## Stated task
Search the material below for the string "screenshot" and list each line that holds it.

══ Recorded data ══

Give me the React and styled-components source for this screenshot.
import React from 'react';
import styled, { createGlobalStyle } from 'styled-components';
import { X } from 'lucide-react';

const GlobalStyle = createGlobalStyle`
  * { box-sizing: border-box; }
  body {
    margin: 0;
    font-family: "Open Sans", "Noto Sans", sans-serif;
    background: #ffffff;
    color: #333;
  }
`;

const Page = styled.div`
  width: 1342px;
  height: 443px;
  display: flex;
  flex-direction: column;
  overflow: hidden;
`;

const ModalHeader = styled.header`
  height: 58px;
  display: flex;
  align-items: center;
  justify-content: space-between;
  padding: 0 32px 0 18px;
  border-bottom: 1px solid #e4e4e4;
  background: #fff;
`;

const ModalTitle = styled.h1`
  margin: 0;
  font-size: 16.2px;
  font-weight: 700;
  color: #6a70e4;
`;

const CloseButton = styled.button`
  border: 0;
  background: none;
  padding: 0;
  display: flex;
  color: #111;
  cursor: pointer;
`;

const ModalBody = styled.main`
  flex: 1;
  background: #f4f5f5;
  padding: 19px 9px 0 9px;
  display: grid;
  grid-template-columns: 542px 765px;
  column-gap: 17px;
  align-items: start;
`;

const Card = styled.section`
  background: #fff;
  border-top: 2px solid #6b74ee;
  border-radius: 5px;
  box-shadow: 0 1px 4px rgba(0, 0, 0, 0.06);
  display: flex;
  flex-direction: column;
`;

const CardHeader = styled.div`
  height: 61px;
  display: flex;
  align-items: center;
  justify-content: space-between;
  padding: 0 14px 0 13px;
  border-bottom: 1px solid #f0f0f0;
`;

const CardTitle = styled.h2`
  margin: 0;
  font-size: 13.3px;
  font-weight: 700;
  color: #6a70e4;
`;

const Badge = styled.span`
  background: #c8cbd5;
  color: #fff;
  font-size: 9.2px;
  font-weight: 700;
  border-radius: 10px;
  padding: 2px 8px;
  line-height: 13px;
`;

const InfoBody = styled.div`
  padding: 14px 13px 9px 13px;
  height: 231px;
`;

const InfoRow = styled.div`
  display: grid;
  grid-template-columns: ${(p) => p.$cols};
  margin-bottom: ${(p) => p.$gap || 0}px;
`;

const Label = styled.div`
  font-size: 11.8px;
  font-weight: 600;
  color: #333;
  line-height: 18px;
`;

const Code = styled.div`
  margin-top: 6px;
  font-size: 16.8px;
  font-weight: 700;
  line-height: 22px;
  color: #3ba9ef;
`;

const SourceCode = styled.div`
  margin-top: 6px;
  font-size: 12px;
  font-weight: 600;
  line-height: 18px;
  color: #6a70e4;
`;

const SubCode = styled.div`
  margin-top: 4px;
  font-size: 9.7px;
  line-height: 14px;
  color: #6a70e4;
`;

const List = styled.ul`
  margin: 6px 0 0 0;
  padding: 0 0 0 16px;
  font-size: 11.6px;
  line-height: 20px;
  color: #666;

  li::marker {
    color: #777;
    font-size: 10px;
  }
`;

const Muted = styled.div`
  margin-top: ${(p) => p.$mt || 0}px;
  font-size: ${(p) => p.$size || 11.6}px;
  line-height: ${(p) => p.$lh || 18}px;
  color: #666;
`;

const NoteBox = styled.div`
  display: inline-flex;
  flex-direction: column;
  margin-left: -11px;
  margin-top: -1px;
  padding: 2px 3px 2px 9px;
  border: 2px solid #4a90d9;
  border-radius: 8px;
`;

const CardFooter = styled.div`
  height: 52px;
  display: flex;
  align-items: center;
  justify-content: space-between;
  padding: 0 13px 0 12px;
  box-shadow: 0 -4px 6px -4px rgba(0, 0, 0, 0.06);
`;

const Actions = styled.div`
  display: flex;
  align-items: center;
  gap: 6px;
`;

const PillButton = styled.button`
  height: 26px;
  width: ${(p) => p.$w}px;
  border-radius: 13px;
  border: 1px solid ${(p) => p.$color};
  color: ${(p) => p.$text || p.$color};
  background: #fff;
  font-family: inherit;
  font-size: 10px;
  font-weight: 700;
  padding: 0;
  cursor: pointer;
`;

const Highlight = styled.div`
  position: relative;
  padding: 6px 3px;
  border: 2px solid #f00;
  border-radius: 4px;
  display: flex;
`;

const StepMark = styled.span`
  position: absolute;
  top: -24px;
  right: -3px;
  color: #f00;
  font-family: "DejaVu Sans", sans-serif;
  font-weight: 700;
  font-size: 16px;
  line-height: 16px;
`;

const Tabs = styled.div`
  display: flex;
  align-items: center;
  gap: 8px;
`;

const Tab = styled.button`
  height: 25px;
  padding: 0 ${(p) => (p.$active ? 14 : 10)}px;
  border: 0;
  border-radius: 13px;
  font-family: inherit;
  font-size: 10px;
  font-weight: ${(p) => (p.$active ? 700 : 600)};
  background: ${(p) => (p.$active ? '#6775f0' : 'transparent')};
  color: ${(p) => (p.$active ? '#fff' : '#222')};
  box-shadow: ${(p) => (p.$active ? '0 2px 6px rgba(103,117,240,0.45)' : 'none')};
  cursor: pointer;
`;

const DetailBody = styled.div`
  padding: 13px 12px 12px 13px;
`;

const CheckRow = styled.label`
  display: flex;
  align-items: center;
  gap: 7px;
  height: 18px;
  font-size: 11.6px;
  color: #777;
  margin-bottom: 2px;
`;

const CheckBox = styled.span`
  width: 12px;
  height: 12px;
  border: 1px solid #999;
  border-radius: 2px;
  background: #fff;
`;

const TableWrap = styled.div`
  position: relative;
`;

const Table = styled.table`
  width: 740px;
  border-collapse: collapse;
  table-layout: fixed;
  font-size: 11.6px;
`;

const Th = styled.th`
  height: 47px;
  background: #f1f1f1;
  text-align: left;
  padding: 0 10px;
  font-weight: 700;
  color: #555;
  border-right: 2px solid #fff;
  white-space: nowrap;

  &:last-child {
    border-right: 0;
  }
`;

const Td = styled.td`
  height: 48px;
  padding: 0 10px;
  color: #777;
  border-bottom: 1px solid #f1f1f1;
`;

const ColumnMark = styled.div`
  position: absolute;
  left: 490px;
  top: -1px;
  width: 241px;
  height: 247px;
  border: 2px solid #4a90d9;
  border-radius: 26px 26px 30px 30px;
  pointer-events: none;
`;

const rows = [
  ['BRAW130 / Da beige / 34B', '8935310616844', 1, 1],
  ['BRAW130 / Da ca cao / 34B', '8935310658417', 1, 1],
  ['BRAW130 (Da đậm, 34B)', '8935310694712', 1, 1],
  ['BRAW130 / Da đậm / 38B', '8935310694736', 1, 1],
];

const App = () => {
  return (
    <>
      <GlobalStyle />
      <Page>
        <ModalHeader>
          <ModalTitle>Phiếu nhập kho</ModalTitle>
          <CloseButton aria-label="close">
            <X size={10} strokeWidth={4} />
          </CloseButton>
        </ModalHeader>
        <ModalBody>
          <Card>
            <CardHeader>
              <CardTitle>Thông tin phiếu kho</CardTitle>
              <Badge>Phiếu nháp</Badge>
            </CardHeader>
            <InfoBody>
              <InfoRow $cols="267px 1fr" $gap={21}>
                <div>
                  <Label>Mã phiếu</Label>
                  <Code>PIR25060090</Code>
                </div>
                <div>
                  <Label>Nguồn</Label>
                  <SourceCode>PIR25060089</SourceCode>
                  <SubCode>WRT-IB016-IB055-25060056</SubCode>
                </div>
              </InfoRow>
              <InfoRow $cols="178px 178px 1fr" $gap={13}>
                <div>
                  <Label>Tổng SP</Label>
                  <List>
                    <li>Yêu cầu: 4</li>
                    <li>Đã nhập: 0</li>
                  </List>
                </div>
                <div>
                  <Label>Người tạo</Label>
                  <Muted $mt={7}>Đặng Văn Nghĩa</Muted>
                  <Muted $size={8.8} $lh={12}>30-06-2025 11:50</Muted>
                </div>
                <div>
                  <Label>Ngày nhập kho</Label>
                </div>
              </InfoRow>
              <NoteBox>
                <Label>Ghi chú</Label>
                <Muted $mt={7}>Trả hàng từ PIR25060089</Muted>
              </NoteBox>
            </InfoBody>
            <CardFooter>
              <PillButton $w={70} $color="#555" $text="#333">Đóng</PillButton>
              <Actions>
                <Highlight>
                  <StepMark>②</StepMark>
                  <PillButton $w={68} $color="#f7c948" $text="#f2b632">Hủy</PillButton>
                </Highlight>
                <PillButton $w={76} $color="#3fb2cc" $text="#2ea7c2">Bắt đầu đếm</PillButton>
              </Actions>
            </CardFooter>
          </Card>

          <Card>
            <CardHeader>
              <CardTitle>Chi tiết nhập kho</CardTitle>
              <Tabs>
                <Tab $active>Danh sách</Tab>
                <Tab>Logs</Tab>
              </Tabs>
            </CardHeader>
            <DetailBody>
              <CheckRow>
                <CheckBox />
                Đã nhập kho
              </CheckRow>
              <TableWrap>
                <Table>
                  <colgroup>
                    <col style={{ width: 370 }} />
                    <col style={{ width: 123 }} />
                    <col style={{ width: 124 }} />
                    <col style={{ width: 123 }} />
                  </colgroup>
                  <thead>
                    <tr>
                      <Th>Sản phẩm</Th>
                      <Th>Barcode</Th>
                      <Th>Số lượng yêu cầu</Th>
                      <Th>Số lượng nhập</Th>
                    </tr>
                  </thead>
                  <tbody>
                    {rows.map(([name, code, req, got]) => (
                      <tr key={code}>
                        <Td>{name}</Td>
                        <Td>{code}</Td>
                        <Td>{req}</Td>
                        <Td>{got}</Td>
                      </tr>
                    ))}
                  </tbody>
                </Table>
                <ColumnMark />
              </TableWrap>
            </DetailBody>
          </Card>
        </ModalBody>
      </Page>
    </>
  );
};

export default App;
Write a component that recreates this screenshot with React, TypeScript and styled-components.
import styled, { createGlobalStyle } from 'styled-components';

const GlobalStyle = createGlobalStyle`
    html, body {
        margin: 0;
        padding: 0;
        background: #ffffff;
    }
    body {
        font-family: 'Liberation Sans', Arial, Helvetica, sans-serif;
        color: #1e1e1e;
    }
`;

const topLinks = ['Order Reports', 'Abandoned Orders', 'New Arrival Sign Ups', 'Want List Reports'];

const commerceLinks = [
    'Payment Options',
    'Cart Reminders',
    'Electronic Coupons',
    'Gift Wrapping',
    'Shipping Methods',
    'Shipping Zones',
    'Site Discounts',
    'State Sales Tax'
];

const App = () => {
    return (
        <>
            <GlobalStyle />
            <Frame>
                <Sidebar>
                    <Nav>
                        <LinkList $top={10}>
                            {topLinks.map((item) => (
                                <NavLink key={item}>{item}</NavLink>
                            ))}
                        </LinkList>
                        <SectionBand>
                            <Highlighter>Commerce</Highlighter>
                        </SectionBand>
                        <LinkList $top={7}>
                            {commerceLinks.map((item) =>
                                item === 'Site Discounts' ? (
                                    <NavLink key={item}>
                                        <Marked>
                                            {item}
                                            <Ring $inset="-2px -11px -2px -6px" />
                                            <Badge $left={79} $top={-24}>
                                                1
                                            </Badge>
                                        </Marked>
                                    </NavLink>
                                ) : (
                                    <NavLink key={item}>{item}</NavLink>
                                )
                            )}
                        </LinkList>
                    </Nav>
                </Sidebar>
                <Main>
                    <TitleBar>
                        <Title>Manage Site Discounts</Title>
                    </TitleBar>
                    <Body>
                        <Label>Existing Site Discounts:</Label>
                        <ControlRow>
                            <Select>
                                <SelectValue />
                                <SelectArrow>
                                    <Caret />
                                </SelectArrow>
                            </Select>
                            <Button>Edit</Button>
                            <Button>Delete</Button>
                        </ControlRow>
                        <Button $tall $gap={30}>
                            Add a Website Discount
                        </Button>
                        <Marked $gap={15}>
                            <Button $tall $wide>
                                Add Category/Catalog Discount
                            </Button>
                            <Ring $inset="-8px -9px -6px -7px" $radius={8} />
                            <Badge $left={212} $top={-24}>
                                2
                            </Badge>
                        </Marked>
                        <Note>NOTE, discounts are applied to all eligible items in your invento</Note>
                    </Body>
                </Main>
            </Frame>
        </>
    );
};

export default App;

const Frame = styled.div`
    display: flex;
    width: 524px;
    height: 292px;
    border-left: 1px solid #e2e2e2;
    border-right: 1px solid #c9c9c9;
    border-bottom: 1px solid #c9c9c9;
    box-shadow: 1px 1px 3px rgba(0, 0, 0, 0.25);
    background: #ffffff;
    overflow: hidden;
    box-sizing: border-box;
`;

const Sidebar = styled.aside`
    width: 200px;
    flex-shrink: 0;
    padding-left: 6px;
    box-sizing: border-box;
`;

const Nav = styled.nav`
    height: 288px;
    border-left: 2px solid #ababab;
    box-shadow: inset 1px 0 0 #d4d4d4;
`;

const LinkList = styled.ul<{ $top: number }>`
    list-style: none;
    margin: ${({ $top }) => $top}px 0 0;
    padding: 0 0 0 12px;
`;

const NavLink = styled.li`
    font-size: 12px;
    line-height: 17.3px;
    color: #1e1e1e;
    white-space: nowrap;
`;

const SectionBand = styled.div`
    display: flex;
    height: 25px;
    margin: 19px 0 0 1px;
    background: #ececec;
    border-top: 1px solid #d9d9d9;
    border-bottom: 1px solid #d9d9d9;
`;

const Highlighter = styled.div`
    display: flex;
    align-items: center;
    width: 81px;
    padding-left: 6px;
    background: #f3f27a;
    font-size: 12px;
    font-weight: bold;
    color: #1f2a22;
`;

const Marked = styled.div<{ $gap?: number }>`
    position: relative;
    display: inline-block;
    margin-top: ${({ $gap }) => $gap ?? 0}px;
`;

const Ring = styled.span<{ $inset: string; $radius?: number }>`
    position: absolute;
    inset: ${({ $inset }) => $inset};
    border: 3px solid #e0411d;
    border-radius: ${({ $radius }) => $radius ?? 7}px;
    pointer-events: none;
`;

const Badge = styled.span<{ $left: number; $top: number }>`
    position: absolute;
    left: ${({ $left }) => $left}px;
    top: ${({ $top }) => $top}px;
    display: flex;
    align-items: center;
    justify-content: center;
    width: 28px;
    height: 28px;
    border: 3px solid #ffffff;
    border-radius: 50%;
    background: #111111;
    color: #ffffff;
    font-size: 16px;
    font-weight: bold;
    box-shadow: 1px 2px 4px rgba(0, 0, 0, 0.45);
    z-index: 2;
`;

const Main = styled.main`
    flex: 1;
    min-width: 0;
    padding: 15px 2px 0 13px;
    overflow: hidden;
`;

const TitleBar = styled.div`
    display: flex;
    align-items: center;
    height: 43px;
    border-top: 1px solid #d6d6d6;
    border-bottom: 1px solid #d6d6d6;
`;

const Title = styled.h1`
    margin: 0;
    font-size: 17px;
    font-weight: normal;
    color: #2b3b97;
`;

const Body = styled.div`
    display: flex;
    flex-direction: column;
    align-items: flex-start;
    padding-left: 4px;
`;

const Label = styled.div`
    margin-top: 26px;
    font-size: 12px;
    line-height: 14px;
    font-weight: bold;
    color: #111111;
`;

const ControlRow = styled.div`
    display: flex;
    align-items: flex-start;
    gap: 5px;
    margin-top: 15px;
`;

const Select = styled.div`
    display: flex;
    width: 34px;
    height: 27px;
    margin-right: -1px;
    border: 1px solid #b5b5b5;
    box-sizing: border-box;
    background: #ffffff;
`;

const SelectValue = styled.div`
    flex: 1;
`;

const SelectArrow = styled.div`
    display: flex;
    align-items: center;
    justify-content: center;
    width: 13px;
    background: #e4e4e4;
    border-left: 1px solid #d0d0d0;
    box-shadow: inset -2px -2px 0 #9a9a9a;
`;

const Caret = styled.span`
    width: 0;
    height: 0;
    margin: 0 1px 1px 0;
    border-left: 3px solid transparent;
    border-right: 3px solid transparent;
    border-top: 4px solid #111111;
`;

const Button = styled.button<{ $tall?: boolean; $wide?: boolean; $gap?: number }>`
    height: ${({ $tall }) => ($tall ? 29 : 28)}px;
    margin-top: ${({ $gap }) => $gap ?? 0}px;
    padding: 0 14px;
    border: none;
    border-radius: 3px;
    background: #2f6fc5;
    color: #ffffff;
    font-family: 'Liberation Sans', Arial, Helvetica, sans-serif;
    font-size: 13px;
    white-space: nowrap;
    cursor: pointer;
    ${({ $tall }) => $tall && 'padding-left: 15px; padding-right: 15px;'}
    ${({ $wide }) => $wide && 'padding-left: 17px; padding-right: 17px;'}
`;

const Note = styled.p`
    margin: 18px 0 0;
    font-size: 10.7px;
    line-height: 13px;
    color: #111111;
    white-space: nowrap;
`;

═══

## Final result
Give me the React and styled-components source for this screenshot.
Write a component that recreates this screenshot with React, TypeScript and styled-components.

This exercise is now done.